The Election Commission will meet representatives of 55 political parties on Friday morning to discuss the vulnerability, or lack of it, of Electronic Voting Machines. The meeting will be preceded by EC officials demonstrating the machines’ security features, and a decision will be made on the proposed hackathon, in which computer experts will try to tamper with the devices, NDTV reported.

A day before the meeting, the Aam Aadmi Party had upped its campaign against the use of EVMs in polls and demanded that an all-party committee be formed under the EC’s supervision and be given access to the voting machines used in recent elections, according to PTI.

Friday’s meeting comes in the wake of a demonstration by software engineer-turned-AAP legislator, Saurabh Bharadwaj, during which he had sought to suggest that all it takes to tamper with an EVM is a change in its motherboard. On Tuesday, Bharadwaj had demonstrated his point on a “lookalike” gadget in the Delhi Assembly. “All it takes is 90 seconds,” the AAP leader had claimed.

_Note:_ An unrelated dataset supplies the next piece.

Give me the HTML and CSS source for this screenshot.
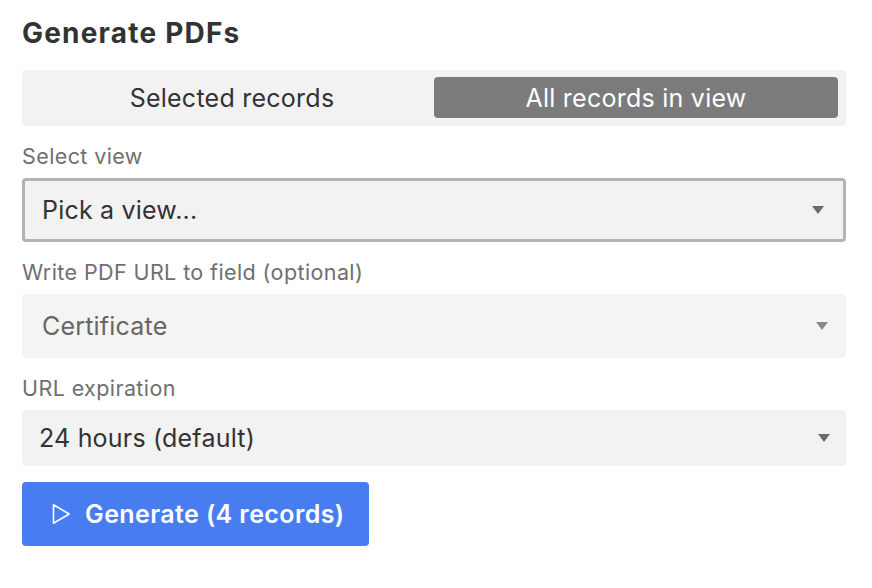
FILE: index.html
```html
<!DOCTYPE html>
<html lang="en">
<head>
<meta charset="utf-8">
<title>Generate PDFs</title>
<link rel="stylesheet" href="styles.css">
</head>
<body>
<div class="panel">
  <h1 class="title">Generate PDFs</h1>
  <div class="segmented">
    <div class="seg-option">Selected records</div>
    <div class="seg-option seg-active">All records in view</div>
  </div>

  <div class="field">
    <div class="label">Select view</div>
    <div class="select select-bordered">
      <span class="select-text">Pick a view...</span>
      <span class="caret"></span>
    </div>
  </div>

  <div class="field">
    <div class="label">Write PDF URL to field (optional)</div>
    <div class="select select-disabled">
      <span class="select-text">Certificate</span>
      <span class="caret caret-light"></span>
    </div>
  </div>

  <div class="field">
    <div class="label">URL expiration</div>
    <div class="select select-plain">
      <span class="select-text">24 hours (default)</span>
      <span class="caret"></span>
    </div>
  </div>

  <button class="generate">
    <svg class="play" width="19" height="22" viewBox="0 0 19 22" aria-hidden="true">
      <path d="M1.5 1.8 L17.2 11 L1.5 20.2 Z" fill="none" stroke="#fff" stroke-width="1.6" stroke-linejoin="round"/>
    </svg>
    <span>Generate (4 records)</span>
  </button>
</div>
</body>
</html>
```

FILE: styles.css
```css
* { box-sizing: border-box; }
html, body { margin: 0; padding: 0; background: #fff; }
body {
  font-family: Inter, "Noto Sans", "Liberation Sans", sans-serif;
  color: #333;
}
.panel {
  width: 824px;
  margin-left: 22px;
  padding-top: 17px;
  display: flex;
  flex-direction: column;
}
.title {
  margin: 0;
  font-size: 28px;
  line-height: 32px;
  font-weight: 700;
  letter-spacing: 1.2px;
  color: #333;
}
.segmented {
  margin-top: 21px;
  height: 56px;
  background: #f2f2f2;
  border-radius: 4px;
  padding: 7px 8px 8px;
  display: grid;
  grid-template-columns: 1fr 1fr;
}
.seg-option {
  display: flex;
  align-items: center;
  justify-content: center;
  font-size: 25px;
  letter-spacing: 0.25px;
  color: #333;
  border-radius: 4px;
}
.seg-active {
  background: #7b7b7b;
  color: #fff;
}
.field {
  margin-top: 18px;
  display: flex;
  flex-direction: column;
}
.label {
  font-size: 21.5px;
  line-height: 24px;
  letter-spacing: 0.4px;
  color: #6f6f6f;
  margin-bottom: 10px;
}
.select {
  display: flex;
  align-items: center;
  justify-content: space-between;
  border-radius: 4px;
  background: #f2f2f2;
  font-size: 25px;
  letter-spacing: 0.2px;
}
.select-bordered {
  height: 64px;
  border: 3px solid #b3b3b3;
  padding: 0 19px 0 17px;
  color: #333;
}
.select-disabled {
  height: 64px;
  background: #f4f4f4;
  padding: 0 18px 0 20px;
  color: #666;
}
.select-plain {
  height: 56px;
  padding: 0 16px 0 17px;
  color: #333;
}
.caret {
  width: 0;
  height: 0;
  border-left: 6px solid transparent;
  border-right: 6px solid transparent;
  border-top: 8px solid #6b6b6b;
}
.caret-light { border-top-color: #8a8a8a; }
.generate {
  margin-top: 16px;
  align-self: flex-start;
  height: 64px;
  width: 347px;
  border: 0;
  border-radius: 4px;
  background: #477df0;
  color: #fff;
  font-family: inherit;
  font-size: 25px;
  font-weight: 600;
  letter-spacing: 0.4px;
  display: flex;
  align-items: center;
  gap: 14px;
  padding: 0 0 0 30px;
  cursor: pointer;
}
.play { flex: none; }
```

The Election Commission, however, rejected Bharadwaj’s charge and said anyone could tweak a “lookalike” gadget. In a statement, the polling monitor said any voting machine besides their own can be made to seem as though they have been hacked. The EC added that a “demonstration” like Bharadwaj’s cannot be “exploited” to influence it. “It is common sense that gadgets other than ECI-EVMs can be programmed to perform in a pre-determined way,” the statement said.

The controversy over EVM manipulation began after the results of the Assembly elections in five states were declared on March 11. While the EC has maintained that the voting machines are tamper-proof, Opposition parties have made repeated calls for the polling monitor to switch back to using the paper ballot system. On April 11, as many as 16 Opposition parties had written to the commission alleging that the tampering of EVMs had created a “deep-seated trust deficit” on their reliability.